**Stated problem**
Without the pictures, output the lines of the material from the very first through the one that holds "const navItems = ['Information', 'WCF".

**Source material**
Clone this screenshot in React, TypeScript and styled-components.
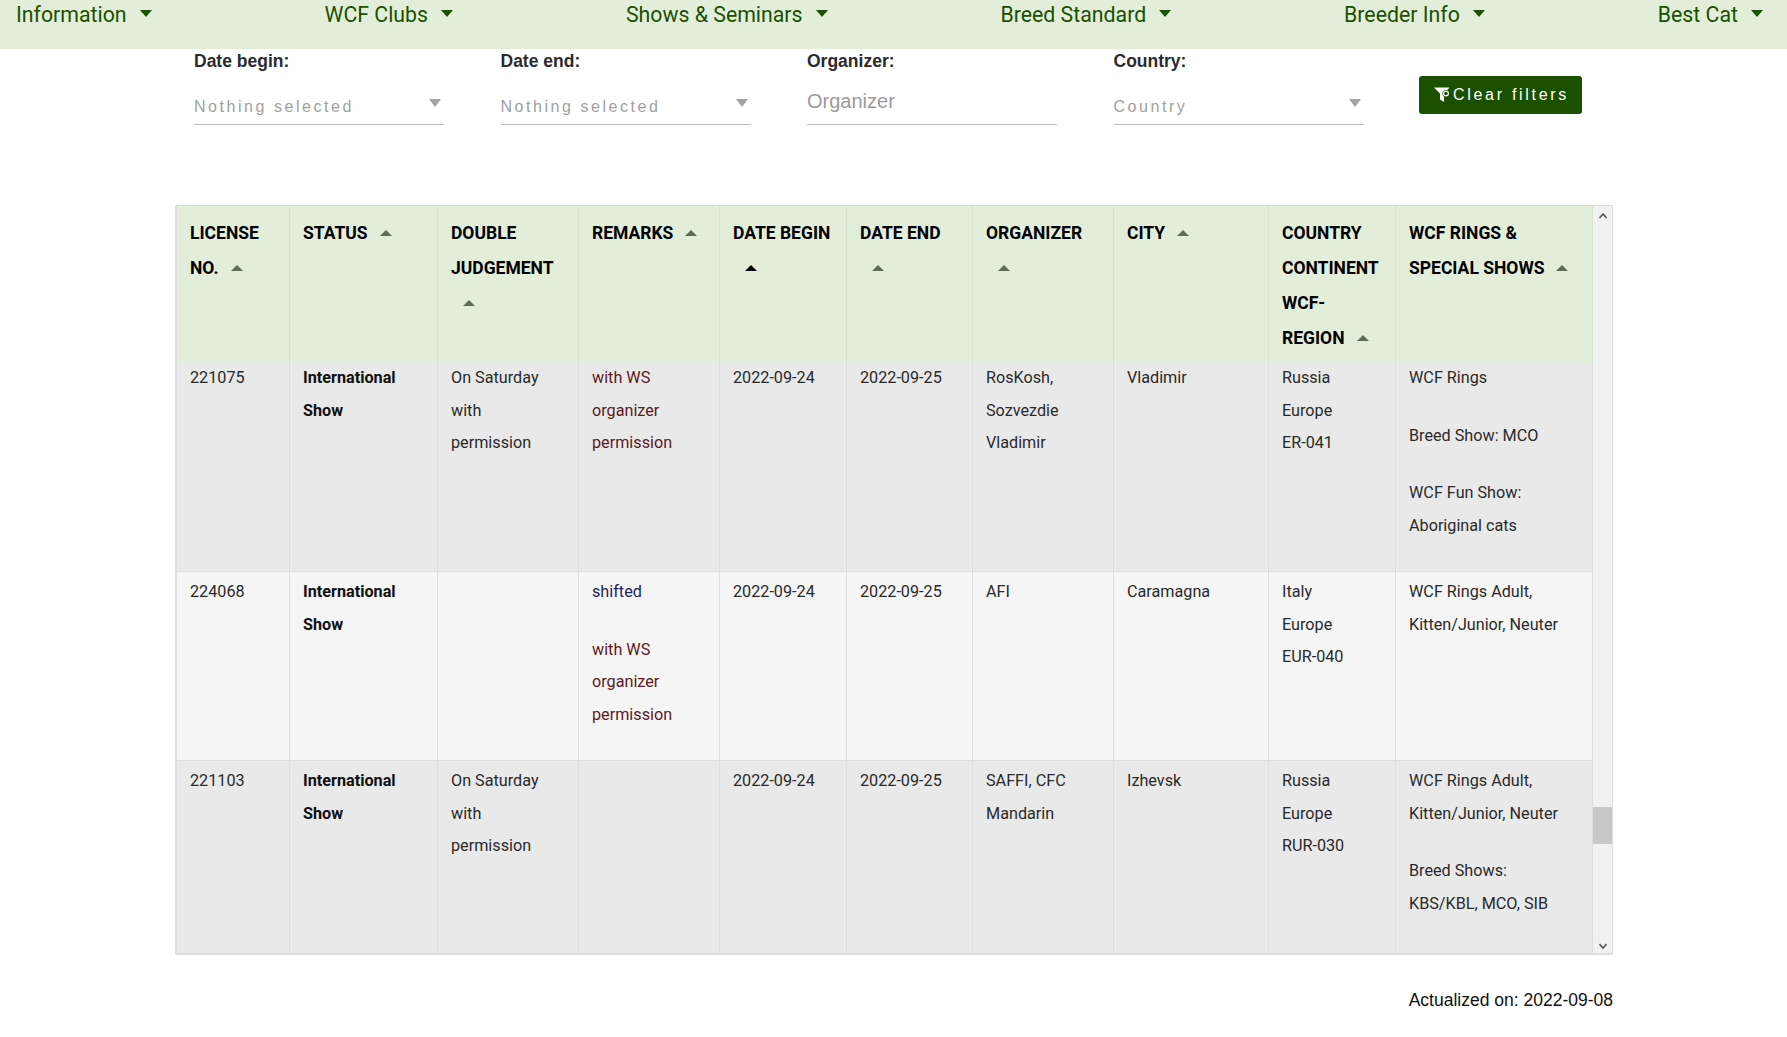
import React from 'react'
import styled, { createGlobalStyle } from 'styled-components'

const GlobalStyle = createGlobalStyle`
  html, body {
    margin: 0;
    padding: 0;
    background: #fff;
    overflow: hidden;
  }
  * { box-sizing: border-box; }
`

const COLUMNS = '113px 148px 141px 141px 127px 126px 141px 155px 127px 197px'

const navItems = ['Information', 'WCF Clubs', 'Shows & Seminars', 'Breed Standard', 'Breeder Info', 'Best Cat']

const headers = [
  { lines: ['LICENSE', 'NO.'] },
  { lines: ['STATUS'] },
  { lines: ['DOUBLE', 'JUDGEMENT', ''] },
  { lines: ['REMARKS'] },
  { lines: ['DATE BEGIN', ''], active: true },
  { lines: ['DATE END', ''] },
  { lines: ['ORGANIZER', ''] },
  { lines: ['CITY'] },
  { lines: ['COUNTRY', 'CONTINENT', 'WCF-', 'REGION'] },
  { lines: ['WCF RINGS &', 'SPECIAL SHOWS'] },
]

type Row = {
  height: number
  even?: boolean
  first?: boolean
  license: string
  judgement: string[]
  remarks: { text: string; tone: 'red' | 'blue' }[][]
  organizer: string[]
  city: string
  region: string[]
  rings: string[][]
}

const withWs = [
  { text: 'with WS', tone: 'red' as const },
  { text: 'organizer', tone: 'red' as const },
  { text: 'permission', tone: 'red' as const },
]

const rows: Row[] = [
  {
    height: 214,
    first: true,
    license: '221075',
    judgement: ['On Saturday', 'with', 'permission'],
    remarks: [withWs],
    organizer: ['RosKosh,', 'Sozvezdie', 'Vladimir'],
    city: 'Vladimir',
    region: ['Russia', 'Europe', 'ER-041'],
    rings: [['WCF Rings'], ['Breed Show: MCO'], ['WCF Fun Show:', 'Aboriginal cats']],
  },
  {
    height: 189,
    even: true,
    license: '224068',
    judgement: [],
    remarks: [[{ text: 'shifted', tone: 'blue' }], withWs],
    organizer: ['AFI'],
    city: 'Caramagna',
    region: ['Italy', 'Europe', 'EUR-040'],
    rings: [['WCF Rings Adult,', 'Kitten/Junior, Neuter']],
  },
  {
    height: 195,
    license: '221103',
    judgement: ['On Saturday', 'with', 'permission'],
    remarks: [],
    organizer: ['SAFFI, CFC', 'Mandarin'],
    city: 'Izhevsk',
    region: ['Russia', 'Europe', 'RUR-030'],
    rings: [['WCF Rings Adult,', 'Kitten/Junior, Neuter'], ['Breed Shows:', 'KBS/KBL, MCO, SIB']],
  },
]

const App = () => {
  return (
    <>
      <GlobalStyle />
      <NavBar>
        {navItems.map((item) => (
          <NavItem key={item}>
            {item}
            <NavCaret />
          </NavItem>
        ))}
      </NavBar>

      <Filters>
        <Field>
          <FieldLabel>Date begin:</FieldLabel>
          <SelectBox>
            Nothing selected
            <SelectCaret />
          </SelectBox>
        </Field>
        <Field>
          <FieldLabel>Date end:</FieldLabel>
          <SelectBox>
            Nothing selected
            <SelectCaret />
          </SelectBox>
        </Field>
        <Field>
          <FieldLabel>Organizer:</FieldLabel>
          <TextInput placeholder="Organizer" />
        </Field>
        <Field>
          <FieldLabel>Country:</FieldLabel>
          <SelectBox>
            Country
            <SelectCaret />
          </SelectBox>
        </Field>
        <ClearButton>
          <svg width="17" height="16" viewBox="0 0 17 16">
            <path d="M0 0.5h15.5L10 6.5v8.5L6 12.5V6.5z" fill="#fff" />
            <circle cx="12" cy="6.5" r="3.6" fill="#1b5000" />
            <circle cx="12" cy="6.5" r="2.4" fill="none" stroke="#fff" strokeWidth="1.2" />
          </svg>
          Clear filters
        </ClearButton>
      </Filters>

      <TableFrame>
        <TableArea>
          <HeaderRow>
            {headers.map((h, i) => (
              <HeaderCell key={i}>
                {h.lines.map((line, j) => (
                  <HeaderLine key={j}>
                    {line}
                    {j === h.lines.length - 1 && <SortCaret $active={h.active} />}
                  </HeaderLine>
                ))}
              </HeaderCell>
            ))}
          </HeaderRow>
          <BodyClip>
            {rows.map((row) => (
              <BodyRow key={row.license} $even={row.even} $first={row.first} $height={row.height}>
                <Cell>{row.license}</Cell>
                <Cell>
                  <StatusText>International</StatusText>
                  <StatusText>Show</StatusText>
                </Cell>
                <Cell>
                  {row.judgement.map((l) => (
                    <div key={l}>{l}</div>
                  ))}
                </Cell>
                <Cell>
                  {row.remarks.map((group, i) => (
                    <Block key={i}>
                      {group.map((l) => (
                        <RemarkLine key={l.text} $tone={l.tone}>
                          {l.text}
                        </RemarkLine>
                      ))}
                    </Block>
                  ))}
                </Cell>
                <Cell>2022-09-24</Cell>
                <Cell>2022-09-25</Cell>
                <Cell>
                  {row.organizer.map((l) => (
                    <div key={l}>{l}</div>
                  ))}
                </Cell>
                <Cell>{row.city}</Cell>
                <Cell>
                  {row.region.map((l) => (
                    <div key={l}>{l}</div>
                  ))}
                </Cell>
                <Cell>
                  {row.rings.map((group, i) => (
                    <Block key={i}>
                      {group.map((l) => (
                        <div key={l}>{l}</div>
                      ))}
                    </Block>
                  ))}
                </Cell>
              </BodyRow>
            ))}
          </BodyClip>
        </TableArea>
        <ScrollBar>
          <ScrollArrow viewBox="0 0 8 6">
            <path d="M0.5 5L4 1l3.5 4" fill="none" stroke="#555" strokeWidth="1.6" />
          </ScrollArrow>
          <ScrollThumb />
          <ScrollArrow viewBox="0 0 8 6">
            <path d="M0.5 1L4 5l3.5-4" fill="none" stroke="#555" strokeWidth="1.6" />
          </ScrollArrow>
        </ScrollBar>
      </TableFrame>

      <Actualized>Actualized on: 2022-09-08</Actualized>
    </>
  )
}

const NavBar = styled.nav`
  height: 49px;
  padding: 0 24px 20px 16px;
  display: flex;
  justify-content: space-between;
  align-items: center;
  background-color: #e3eeda;
`
const NavItem = styled.div`
  display: flex;
  align-items: center;
  font-family: Roboto, sans-serif;
  font-size: 21.3px;
  color: #1b5000;
  white-space: nowrap;
`
const NavCaret = styled.span`
  width: 0;
  height: 0;
  margin-left: 13px;
  margin-bottom: 3px;
  border-left: 6.5px solid transparent;
  border-right: 6.5px solid transparent;
  border-top: 7px solid #1b5000;
`
const Filters = styled.section`
  height: 156px;
  padding-left: 194px;
  display: flex;
  align-items: flex-start;
  gap: 56.5px;
`
const Field = styled.div`
  width: 250px;
`
const FieldLabel = styled.div`
  height: 36px;
  line-height: 24px;
  font-family: "Liberation Sans", Arial, sans-serif;
  font-size: 17.5px;
  font-weight: 700;
  color: #2b2b2b;
`
const SelectBox = styled.div`
  height: 40px;
  padding-top: 12px;
  display: flex;
  justify-content: space-between;
  font-family: "Liberation Sans", Arial, sans-serif;
  font-size: 16px;
  line-height: 19px;
  letter-spacing: 2.55px;
  color: #a0a0a0;
  border-bottom: 1px solid #bdbdbd;

  span {
    margin: 2px 3px 0 0;
  }
`
const SelectCaret = styled.span`
  width: 0;
  height: 0;
  border-left: 6.5px solid transparent;
  border-right: 6.5px solid transparent;
  border-top: 8px solid #a3a3a3;
`
const TextInput = styled.input`
  display: block;
  width: 100%;
  height: 40px;
  padding: 0 0 6px;
  border: 0;
  border-bottom: 1px solid #bdbdbd;
  outline: none;
  background: transparent;
  font-family: "Liberation Sans", Arial, sans-serif;
  font-size: 20px;
  &::placeholder {
    color: #9b9b9b;
    opacity: 1;
  }
`
const ClearButton = styled.button`
  width: 163px;
  height: 38px;
  margin: 27px 0 0 -1px;
  padding: 0 0 0 15px;
  display: flex;
  align-items: center;
  border: 0;
  border-radius: 3px;
  background-color: #1b5000;
  color: #fff;
  font-family: "Liberation Sans", Arial, sans-serif;
  font-size: 16px;
  letter-spacing: 2.7px;
  white-space: nowrap;

  svg {
    flex: none;
    margin-right: 2px;
  }
`
const TableFrame = styled.div`
  width: 1438px;
  height: 750px;
  margin-left: 175px;
  display: flex;
  border: 1px solid #dddddd;
  border-left-width: 2px;
  border-bottom-width: 2px;
`
const TableArea = styled.div`
  width: 1416px;
  display: flex;
  flex-direction: column;
`
const HeaderRow = styled.div`
  display: grid;
  grid-template-columns: ${COLUMNS};
  height: 157px;
  background-color: #e3eeda;
`
const HeaderCell = styled.div`
  padding: 10px 13px 0 13px;
  border-right: 1px solid #d8e2d0;
  font-family: Roboto, sans-serif;
  font-size: 17.5px;
  font-weight: 700;
  line-height: 35px;
  color: #000;
  white-space: nowrap;
`
const HeaderLine = styled.div`
  height: 35px;
`
const SortCaret = styled.span<{ $active?: boolean }>`
  display: inline-block;
  vertical-align: 3px;
  margin-left: 12px;
  width: 0;
  height: 0;
  border-left: 6.5px solid transparent;
  border-right: 6.5px solid transparent;
  border-bottom: 6.5px solid ${(p) => (p.$active ? '#000' : '#5d6c58')};
`
const BodyClip = styled.div`
  flex: 1;
  overflow: hidden;
`
const BodyRow = styled.div<{ $even?: boolean; $first?: boolean; $height: number }>`
  display: grid;
  grid-template-columns: ${COLUMNS};
  height: ${(p) => p.$height}px;
  margin-top: ${(p) => (p.$first ? '-5px' : '0')};
  background-color: ${(p) => (p.$even ? '#f5f5f5' : '#e9e9e9')};
  border-bottom: 1px solid #dddddd;
`
const Cell = styled.div`
  padding: 4px 13px 0 13px;
  border-right: 1px solid #dddddd;
  font-family: Roboto, sans-serif;
  font-size: 16.2px;
  line-height: 32.5px;
  color: #2a2a2a;
  white-space: nowrap;
`
const StatusText = styled.div`
  font-weight: 700;
  color: #111;
`
const Block = styled.div`
  & + & {
    margin-top: 25px;
  }
`
const RemarkLine = styled.div<{ $tone: 'red' | 'blue' }>`
  color: ${(p) => (p.$tone === 'red' ? '#5e1a24' : '#25235e')};
`
const ScrollBar = styled.div`
  flex: 1;
  display: flex;
  flex-direction: column;
  align-items: center;
  padding: 7px 0 4px;
  background-color: #f1f1f1;
`
const ScrollArrow = styled.svg`
  width: 8px;
  height: 6px;
  flex: none;
`
const ScrollThumb = styled.div`
  width: 100%;
  height: 37px;
  margin: 588px 0 auto;
  background-color: #c8c8c8;
`
const Actualized = styled.div`
  width: 1613px;
  margin-top: 34px;
  text-align: right;
  font-family: "Liberation Sans", Arial, sans-serif;
  font-size: 17.5px;
  line-height: 22px;
  color: #111;
`

export default App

**Solution**
Clone this screenshot in React, TypeScript and styled-components.
import React from 'react'
import styled, { createGlobalStyle } from 'styled-components'

const GlobalStyle = createGlobalStyle`
  html, body {
    margin: 0;
    padding: 0;
    background: #fff;
    overflow: hidden;
  }
  * { box-sizing: border-box; }
`

const COLUMNS = '113px 148px 141px 141px 127px 126px 141px 155px 127px 197px'

const navItems = ['Information', 'WCF Clubs', 'Shows & Seminars', 'Breed Standard', 'Breeder Info', 'Best Cat']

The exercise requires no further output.